• Short problem: Skip the pictures and extract all of the lines exactly as written.

• Dataset excerpt:
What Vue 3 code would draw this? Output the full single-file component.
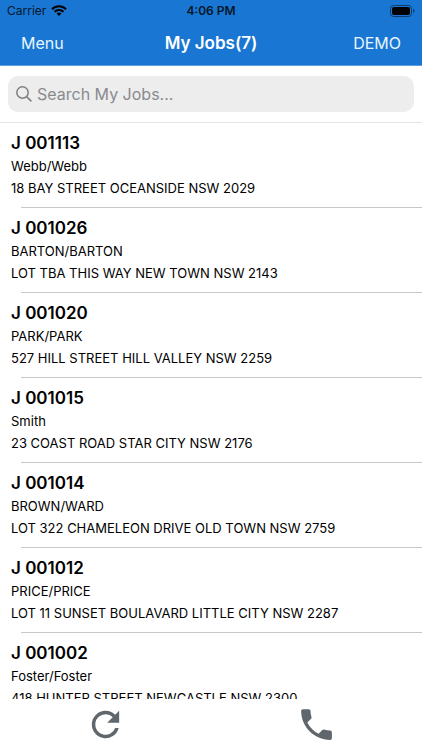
<script setup>
import { ref, computed } from 'vue'

const search = ref('')

const jobs = ref([
    { id: 'J 001113', client: 'Webb/Webb', address: '18 BAY STREET OCEANSIDE NSW 2029' },
    { id: 'J 001026', client: 'BARTON/BARTON', address: 'LOT TBA THIS WAY NEW TOWN NSW 2143' },
    { id: 'J 001020', client: 'PARK/PARK', address: '527 HILL STREET HILL VALLEY NSW 2259' },
    { id: 'J 001015', client: 'Smith', address: '23 COAST ROAD STAR CITY NSW 2176' },
    { id: 'J 001014', client: 'BROWN/WARD', address: 'LOT 322 CHAMELEON DRIVE OLD TOWN NSW 2759' },
    { id: 'J 001012', client: 'PRICE/PRICE', address: 'LOT 11 SUNSET BOULAVARD LITTLE CITY NSW 2287' },
    { id: 'J 001002', client: 'Foster/Foster', address: '418 HUNTER STREET NEWCASTLE NSW 2300' },
])

const filteredJobs = computed(() => {
    const text = search.value.toLowerCase()
    return jobs.value.filter(job => `${job.id} ${job.client} ${job.address}`.toLowerCase().includes(text))
})
</script>

<template>
    <div class="screen">
        <header class="header">
            <div class="status">
                <div class="carrier">
                    <span>Carrier</span>
                    <svg class="wifi" viewBox="0 0 16 11" aria-hidden="true">
                        <path d="M1 4.2a10 10 0 0 1 14 0M3.5 6.8a6.4 6.4 0 0 1 9 0" fill="none" stroke="currentColor" stroke-width="2" />
                        <path d="M8 11 5.6 8.6a3.4 3.4 0 0 1 4.8 0z" fill="currentColor" />
                    </svg>
                </div>
                <span class="time">4:06 PM</span>
                <svg class="battery" viewBox="0 0 25 12" aria-hidden="true">
                    <rect x="0.5" y="0.5" width="21" height="11" rx="3" fill="none" stroke="#0d3c6e" />
                    <rect x="2" y="2" width="18" height="8" rx="2" fill="#000" />
                    <path d="M23 4v4q1.5-.6 1.5-2T23 4z" fill="#0d3c6e" />
                </svg>
            </div>
            <nav class="nav">
                <button type="button" class="nav-btn">Menu</button>
                <h1 class="title">My Jobs({{ jobs.length }})</h1>
                <button type="button" class="nav-btn right">DEMO</button>
            </nav>
        </header>

        <div class="search">
            <label class="search-box">
                <svg class="search-icon" viewBox="0 0 16 16" aria-hidden="true">
                    <circle cx="6.5" cy="6.5" r="5.7" />
                    <path d="m10.6 10.6 4.8 4.8" />
                </svg>
                <input v-model="search" type="text" class="search-input" placeholder="Search My Jobs..." aria-label="Search My Jobs">
            </label>
        </div>

        <ul class="jobs">
            <li v-for="job in filteredJobs" :key="job.id" class="job">
                <h2 class="job-id">{{ job.id }}</h2>
                <p class="job-text">{{ job.client }}</p>
                <p class="job-text">{{ job.address }}</p>
            </li>
        </ul>

        <footer class="footer">
            <button type="button" class="tool" aria-label="Refresh">
                <svg viewBox="0 0 24 24" aria-hidden="true">
                    <path d="M17.65 6.35A7.958 7.958 0 0 0 12 4a8 8 0 1 0 7.73 10h-2.08A6 6 0 1 1 12 6c1.66 0 3.14.69 4.22 1.78L13 11h7V4z" />
                </svg>
            </button>
            <button type="button" class="tool" aria-label="Call">
                <svg viewBox="0 0 24 24" aria-hidden="true">
                    <path d="M6.62 10.79c1.44 2.83 3.76 5.14 6.59 6.59l2.2-2.2c.27-.27.67-.36 1.02-.24 1.12.37 2.33.57 3.57.57.55 0 1 .45 1 1V20c0 .55-.45 1-1 1C10.61 21 3 13.39 3 4c0-.55.45-1 1-1h3.5c.55 0 1 .45 1 1 0 1.25.2 2.45.57 3.57.11.35.03.74-.25 1.02z" />
                </svg>
            </button>
        </footer>
    </div>
</template>

<style>
body {
    margin: 0;
    background: #fff;
}
</style>

<style scoped>
.screen {
    display: flex;
    flex-direction: column;
    height: 100vh;
    font-family: Inter, "Liberation Sans", sans-serif;
    color: #000;
}

button {
    border: 0;
    padding: 0;
    background: none;
    font-family: inherit;
    cursor: pointer;
}

.header {
    background: #1976d2;
}

.status {
    display: grid;
    grid-template-columns: 1fr auto 1fr;
    align-items: center;
    height: 21px;
    padding: 0 7px;
    font-size: 12px;
    color: #04162b;
}

.carrier {
    display: flex;
    align-items: center;
    gap: 5px;
}

.wifi {
    width: 16px;
    height: 11px;
    color: #000;
}

.time {
    font-weight: 600;
}

.battery {
    justify-self: end;
    width: 25px;
    height: 12px;
}

.nav {
    display: grid;
    grid-template-columns: 1fr auto 1fr;
    align-items: center;
    height: 44px;
    padding: 0 21px;
    border-bottom: 1px solid #5e9fe0;
    color: #fff;
}

.nav-btn {
    font-size: 16px;
    color: #e8f6ff;
    text-align: left;
}

.right {
    text-align: right;
}

.title {
    margin: 0;
    font-size: 17px;
    font-weight: 600;
}

.search {
    padding: 10px 8px;
    border-bottom: 1px solid #e4e4e4;
}

.search-box {
    display: flex;
    align-items: center;
    gap: 5px;
    height: 36px;
    padding: 0 8px;
    border-radius: 10px;
    background: #ededed;
}

.search-icon {
    flex: none;
    width: 16px;
    height: 16px;
    fill: none;
    stroke: #7f7f82;
    stroke-width: 1.5;
}

.search-input {
    flex: 1;
    min-width: 0;
    border: 0;
    padding: 0;
    outline: 0;
    background: none;
    font-family: inherit;
    font-size: 16px;
}

.search-input::placeholder {
    color: #8a8a8d;
    opacity: 1;
}

.jobs {
    flex: 1;
    min-height: 0;
    margin: 0;
    padding: 0;
    overflow: hidden;
    list-style: none;
}

.job {
    padding: 8px 11px 9px;
    background: linear-gradient(#c8c8cc, #c8c8cc) 21px 100% / 100% 1px no-repeat;
}

.job-id {
    margin: 0;
    font-size: 17px;
    font-weight: 600;
    line-height: 24px;
}

.job-text {
    margin: 0;
    font-size: 13px;
    line-height: 22px;
}

.footer {
    display: flex;
    height: 51px;
}

.tool {
    display: flex;
    flex: 1;
    align-items: center;
    justify-content: center;
}

.tool svg {
    width: 41px;
    height: 41px;
    fill: #5f676c;
}
</style>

• Written response:
What Vue 3 code would draw this? Output the full single-file component.
<script setup>
import { ref, computed } from 'vue'

const search = ref('')

const jobs = ref([
    { id: 'J 001113', client: 'Webb/Webb', address: '18 BAY STREET OCEANSIDE NSW 2029' },
    { id: 'J 001026', client: 'BARTON/BARTON', address: 'LOT TBA THIS WAY NEW TOWN NSW 2143' },
    { id: 'J 001020', client: 'PARK/PARK', address: '527 HILL STREET HILL VALLEY NSW 2259' },
    { id: 'J 001015', client: 'Smith', address: '23 COAST ROAD STAR CITY NSW 2176' },
    { id: 'J 001014', client: 'BROWN/WARD', address: 'LOT 322 CHAMELEON DRIVE OLD TOWN NSW 2759' },
    { id: 'J 001012', client: 'PRICE/PRICE', address: 'LOT 11 SUNSET BOULAVARD LITTLE CITY NSW 2287' },
    { id: 'J 001002', client: 'Foster/Foster', address: '418 HUNTER STREET NEWCASTLE NSW 2300' },
])

const filteredJobs = computed(() => {
    const text = search.value.toLowerCase()
    return jobs.value.filter(job => `${job.id} ${job.client} ${job.address}`.toLowerCase().includes(text))
})
</script>

<template>
    <div class="screen">
        <header class="header">
            <div class="status">
                <div class="carrier">
                    <span>Carrier</span>
                    <svg class="wifi" viewBox="0 0 16 11" aria-hidden="true">
                        <path d="M1 4.2a10 10 0 0 1 14 0M3.5 6.8a6.4 6.4 0 0 1 9 0" fill="none" stroke="currentColor" stroke-width="2" />
                        <path d="M8 11 5.6 8.6a3.4 3.4 0 0 1 4.8 0z" fill="currentColor" />
                    </svg>
                </div>
                <span class="time">4:06 PM</span>
                <svg class="battery" viewBox="0 0 25 12" aria-hidden="true">
                    <rect x="0.5" y="0.5" width="21" height="11" rx="3" fill="none" stroke="#0d3c6e" />
                    <rect x="2" y="2" width="18" height="8" rx="2" fill="#000" />
                    <path d="M23 4v4q1.5-.6 1.5-2T23 4z" fill="#0d3c6e" />
                </svg>
            </div>
            <nav class="nav">
                <button type="button" class="nav-btn">Menu</button>
                <h1 class="title">My Jobs({{ jobs.length }})</h1>
                <button type="button" class="nav-btn right">DEMO</button>
            </nav>
        </header>

        <div class="search">
            <label class="search-box">
                <svg class="search-icon" viewBox="0 0 16 16" aria-hidden="true">
                    <circle cx="6.5" cy="6.5" r="5.7" />
                    <path d="m10.6 10.6 4.8 4.8" />
                </svg>
                <input v-model="search" type="text" class="search-input" placeholder="Search My Jobs..." aria-label="Search My Jobs">
            </label>
        </div>

        <ul class="jobs">
            <li v-for="job in filteredJobs" :key="job.id" class="job">
                <h2 class="job-id">{{ job.id }}</h2>
                <p class="job-text">{{ job.client }}</p>
                <p class="job-text">{{ job.address }}</p>
            </li>
        </ul>

        <footer class="footer">
            <button type="button" class="tool" aria-label="Refresh">
                <svg viewBox="0 0 24 24" aria-hidden="true">
                    <path d="M17.65 6.35A7.958 7.958 0 0 0 12 4a8 8 0 1 0 7.73 10h-2.08A6 6 0 1 1 12 6c1.66 0 3.14.69 4.22 1.78L13 11h7V4z" />
                </svg>
            </button>
            <button type="button" class="tool" aria-label="Call">
                <svg viewBox="0 0 24 24" aria-hidden="true">
                    <path d="M6.62 10.79c1.44 2.83 3.76 5.14 6.59 6.59l2.2-2.2c.27-.27.67-.36 1.02-.24 1.12.37 2.33.57 3.57.57.55 0 1 .45 1 1V20c0 .55-.45 1-1 1C10.61 21 3 13.39 3 4c0-.55.45-1 1-1h3.5c.55 0 1 .45 1 1 0 1.25.2 2.45.57 3.57.11.35.03.74-.25 1.02z" />
                </svg>
            </button>
        </footer>
    </div>
</template>

<style>
body {
    margin: 0;
    background: #fff;
}
</style>

<style scoped>
.screen {
    display: flex;
    flex-direction: column;
    height: 100vh;
    font-family: Inter, "Liberation Sans", sans-serif;
    color: #000;
}

button {
    border: 0;
    padding: 0;
    background: none;
    font-family: inherit;
    cursor: pointer;
}

.header {
    background: #1976d2;
}

.status {
    display: grid;
    grid-template-columns: 1fr auto 1fr;
    align-items: center;
    height: 21px;
    padding: 0 7px;
    font-size: 12px;
    color: #04162b;
}

.carrier {
    display: flex;
    align-items: center;
    gap: 5px;
}

.wifi {
    width: 16px;
    height: 11px;
    color: #000;
}

.time {
    font-weight: 600;
}

.battery {
    justify-self: end;
    width: 25px;
    height: 12px;
}

.nav {
    display: grid;
    grid-template-columns: 1fr auto 1fr;
    align-items: center;
    height: 44px;
    padding: 0 21px;
    border-bottom: 1px solid #5e9fe0;
    color: #fff;
}

.nav-btn {
    font-size: 16px;
    color: #e8f6ff;
    text-align: left;
}

.right {
    text-align: right;
}

.title {
    margin: 0;
    font-size: 17px;
    font-weight: 600;
}

.search {
    padding: 10px 8px;
    border-bottom: 1px solid #e4e4e4;
}

.search-box {
    display: flex;
    align-items: center;
    gap: 5px;
    height: 36px;
    padding: 0 8px;
    border-radius: 10px;
    background: #ededed;
}

.search-icon {
    flex: none;
    width: 16px;
    height: 16px;
    fill: none;
    stroke: #7f7f82;
    stroke-width: 1.5;
}

.search-input {
    flex: 1;
    min-width: 0;
    border: 0;
    padding: 0;
    outline: 0;
    background: none;
    font-family: inherit;
    font-size: 16px;
}

.search-input::placeholder {
    color: #8a8a8d;
    opacity: 1;
}

.jobs {
    flex: 1;
    min-height: 0;
    margin: 0;
    padding: 0;
    overflow: hidden;
    list-style: none;
}

.job {
    padding: 8px 11px 9px;
    background: linear-gradient(#c8c8cc, #c8c8cc) 21px 100% / 100% 1px no-repeat;
}

.job-id {
    margin: 0;
    font-size: 17px;
    font-weight: 600;
    line-height: 24px;
}

.job-text {
    margin: 0;
    font-size: 13px;
    line-height: 22px;
}

.footer {
    display: flex;
    height: 51px;
}

.tool {
    display: flex;
    flex: 1;
    align-items: center;
    justify-content: center;
}

.tool svg {
    width: 41px;
    height: 41px;
    fill: #5f676c;
}
</style>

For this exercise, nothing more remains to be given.